━━ Data section
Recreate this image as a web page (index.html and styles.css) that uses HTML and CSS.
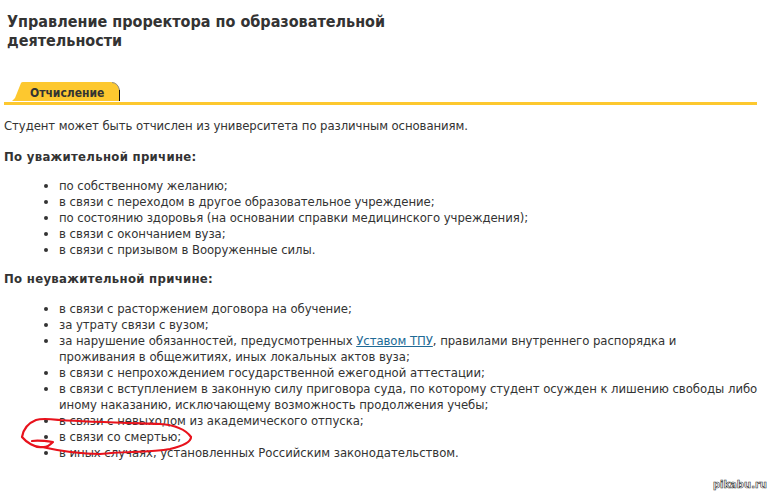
FILE: index.html
```html
<!DOCTYPE html>
<html lang="ru">
<head>
<meta charset="utf-8">
<title>Отчисление</title>
<link rel="stylesheet" href="styles.css">
</head>
<body>
<main class="page">
  <h1 class="title">Управление проректора по образовательной<br>деятельности</h1>
  <div class="tabs"><span class="tab"><svg class="tab-bg" width="120" height="20" viewBox="0 0 120 20"><path d="M8 19 L11 16 L17 1 Q17.500 0 19 0 H107 Q114 0 115.500 8 V19 Z" fill="#fdc82f"/><path d="M108 0.500 Q114 1 115.500 8" fill="none" stroke="#8d8d8d"/><path d="M115.500 8 V19" fill="none" stroke="#111"/></svg><span class="tab-label">Отчисление</span></span></div>
  <p class="intro">Студент может быть отчислен из университета по различным основаниям.</p>
  <p class="heading">По уважительной причине:</p>
  <ul class="list list-first">
    <li>по собственному желанию;</li>
    <li>в связи с переходом в другое образовательное учреждение;</li>
    <li>по состоянию здоровья (на основании справки медицинского учреждения);</li>
    <li>в связи с окончанием вуза;</li>
    <li>в связи с призывом в Вооруженные силы.</li>
  </ul>
  <p class="heading heading-second">По неуважительной причине:</p>
  <ul class="list list-second">
    <li>в связи с расторжением договора на обучение;</li>
    <li>за утрату связи с вузом;</li>
    <li>за нарушение обязанностей, предусмотренных <a class="link" href="#">Уставом ТПУ</a>, правилами внутреннего распорядка и<br>проживания в общежитиях, иных локальных актов вуза;</li>
    <li>в связи с непрохождением государственной ежегодной аттестации;</li>
    <li>в связи с вступлением в законную силу приговора суда, по которому студент осужден к лишению свободы либо<br>иному наказанию, исключающему возможность продолжения учебы;</li>
    <li>в связи с невыходом из академического отпуска;</li>
    <li>в связи со смертью;</li>
    <li>в иных случаях, установленных Российским законодательством.</li>
  </ul>
</main>
<svg class="scribble" width="772" height="496" viewBox="0 0 772 496"><path d="M32 441 C38 440 46 441 53 442 C50 445 46 448 42 447 C35 448 26 442 22 437 C23 431 26 424 36 420 C42 418 50 419 60 420 C90 422 130 423 160 424 C175 425 186 430 191 437 C191 442 183 446 170 449 C150 453 125 451 100 454 C80 454 60 451 42 447" fill="none" stroke="#e8121c" stroke-width="2.200" stroke-linecap="round" stroke-linejoin="round"/></svg>
<span class="watermark">pikabu.ru</span>
</body>
</html>
```
FILE: styles.css
```css
html, body { margin: 0; padding: 0; background: #fff; }
body { width: 772px; height: 496px; overflow: hidden; position: relative; font-family: "DejaVu Sans Condensed", "DejaVu Sans", sans-serif; color: #333; }
.page { padding: 12px 8px 0 4px; font-size: 13px; line-height: 16px; letter-spacing: -0.08px; }
.title { margin: 0 0 0 3px; font-size: 16px; line-height: 19px; font-weight: bold; letter-spacing: 0; color: #333; }
.tabs { margin: 32px 7px 0 0; height: 20px; border-bottom: 3px solid #fdc82f; }
.tab { display: inline-block; position: relative; width: 120px; height: 20px; }
.tab-bg { position: absolute; left: 0; top: 0; }
.tab-label { position: relative; display: block; padding: 3px 0 0 26px; font-size: 12px; letter-spacing: 0; font-weight: bold; line-height: 16px; }
.intro { margin: 13px 0 0; }
.heading { margin: 15px 0 0; font-weight: bold; letter-spacing: 0.3px; }
.heading-second { margin-top: 13px; }
.list { margin: 13px 0 0; padding: 0 0 0 55px; letter-spacing: -0.05px; }
.list-second { margin-top: 14px; }
.list li { margin: 0; }
.link { color: #206a96; }
.scribble { position: absolute; left: 0; top: 0; pointer-events: none; }
.watermark { position: absolute; right: 5px; top: 479px; font: bold 10px/12px "DejaVu Sans", sans-serif; color: #fff; -webkit-text-stroke: 0.6px #333; }
```
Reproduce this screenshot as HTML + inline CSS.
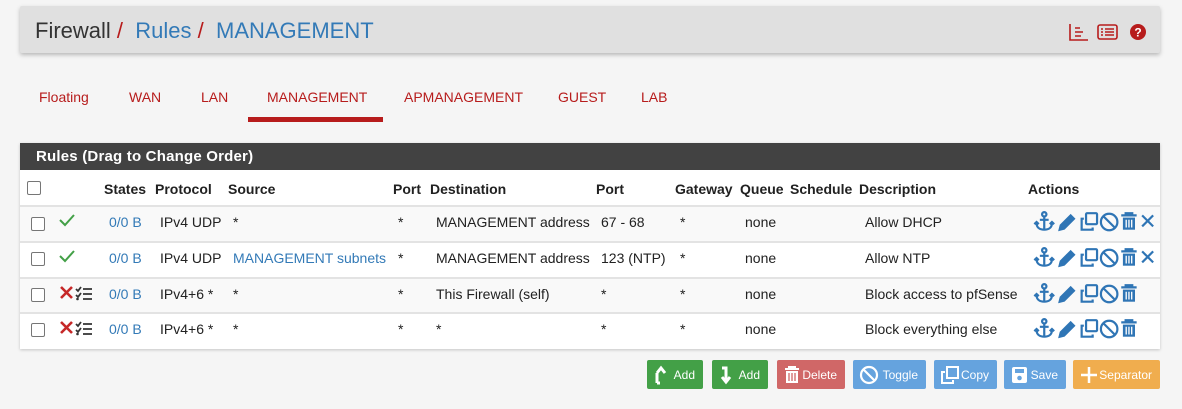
━━━━
What you will do: Give back all entries exactly. No pictures belong in the copy.

Solved problem:
Recreate this image as a web page (index.html and styles.css) that uses HTML and CSS.
FILE: index.html
```html
<!DOCTYPE html>
<html lang="ru">
<head>
<meta charset="utf-8">
<title>Отчисление</title>
<link rel="stylesheet" href="styles.css">
</head>
<body>
<main class="page">
  <h1 class="title">Управление проректора по образовательной<br>деятельности</h1>
  <div class="tabs"><span class="tab"><svg class="tab-bg" width="120" height="20" viewBox="0 0 120 20"><path d="M8 19 L11 16 L17 1 Q17.500 0 19 0 H107 Q114 0 115.500 8 V19 Z" fill="#fdc82f"/><path d="M108 0.500 Q114 1 115.500 8" fill="none" stroke="#8d8d8d"/><path d="M115.500 8 V19" fill="none" stroke="#111"/></svg><span class="tab-label">Отчисление</span></span></div>
  <p class="intro">Студент может быть отчислен из университета по различным основаниям.</p>
  <p class="heading">По уважительной причине:</p>
  <ul class="list list-first">
    <li>по собственному желанию;</li>
    <li>в связи с переходом в другое образовательное учреждение;</li>
    <li>по состоянию здоровья (на основании справки медицинского учреждения);</li>
    <li>в связи с окончанием вуза;</li>
    <li>в связи с призывом в Вооруженные силы.</li>
  </ul>
  <p class="heading heading-second">По неуважительной причине:</p>
  <ul class="list list-second">
    <li>в связи с расторжением договора на обучение;</li>
    <li>за утрату связи с вузом;</li>
    <li>за нарушение обязанностей, предусмотренных <a class="link" href="#">Уставом ТПУ</a>, правилами внутреннего распорядка и<br>проживания в общежитиях, иных локальных актов вуза;</li>
    <li>в связи с непрохождением государственной ежегодной аттестации;</li>
    <li>в связи с вступлением в законную силу приговора суда, по которому студент осужден к лишению свободы либо<br>иному наказанию, исключающему возможность продолжения учебы;</li>
    <li>в связи с невыходом из академического отпуска;</li>
    <li>в связи со смертью;</li>
    <li>в иных случаях, установленных Российским законодательством.</li>
  </ul>
</main>
<svg class="scribble" width="772" height="496" viewBox="0 0 772 496"><path d="M32 441 C38 440 46 441 53 442 C50 445 46 448 42 447 C35 448 26 442 22 437 C23 431 26 424 36 420 C42 418 50 419 60 420 C90 422 130 423 160 424 C175 425 186 430 191 437 C191 442 183 446 170 449 C150 453 125 451 100 454 C80 454 60 451 42 447" fill="none" stroke="#e8121c" stroke-width="2.200" stroke-linecap="round" stroke-linejoin="round"/></svg>
<span class="watermark">pikabu.ru</span>
</body>
</html>
```
FILE: styles.css
```css
html, body { margin: 0; padding: 0; background: #fff; }
body { width: 772px; height: 496px; overflow: hidden; position: relative; font-family: "DejaVu Sans Condensed", "DejaVu Sans", sans-serif; color: #333; }
.page { padding: 12px 8px 0 4px; font-size: 13px; line-height: 16px; letter-spacing: -0.08px; }
.title { margin: 0 0 0 3px; font-size: 16px; line-height: 19px; font-weight: bold; letter-spacing: 0; color: #333; }
.tabs { margin: 32px 7px 0 0; height: 20px; border-bottom: 3px solid #fdc82f; }
.tab { display: inline-block; position: relative; width: 120px; height: 20px; }
.tab-bg { position: absolute; left: 0; top: 0; }
.tab-label { position: relative; display: block; padding: 3px 0 0 26px; font-size: 12px; letter-spacing: 0; font-weight: bold; line-height: 16px; }
.intro { margin: 13px 0 0; }
.heading { margin: 15px 0 0; font-weight: bold; letter-spacing: 0.3px; }
.heading-second { margin-top: 13px; }
.list { margin: 13px 0 0; padding: 0 0 0 55px; letter-spacing: -0.05px; }
.list-second { margin-top: 14px; }
.list li { margin: 0; }
.link { color: #206a96; }
.scribble { position: absolute; left: 0; top: 0; pointer-events: none; }
.watermark { position: absolute; right: 5px; top: 479px; font: bold 10px/12px "DejaVu Sans", sans-serif; color: #fff; -webkit-text-stroke: 0.6px #333; }
```
Reproduce this screenshot as HTML + inline CSS.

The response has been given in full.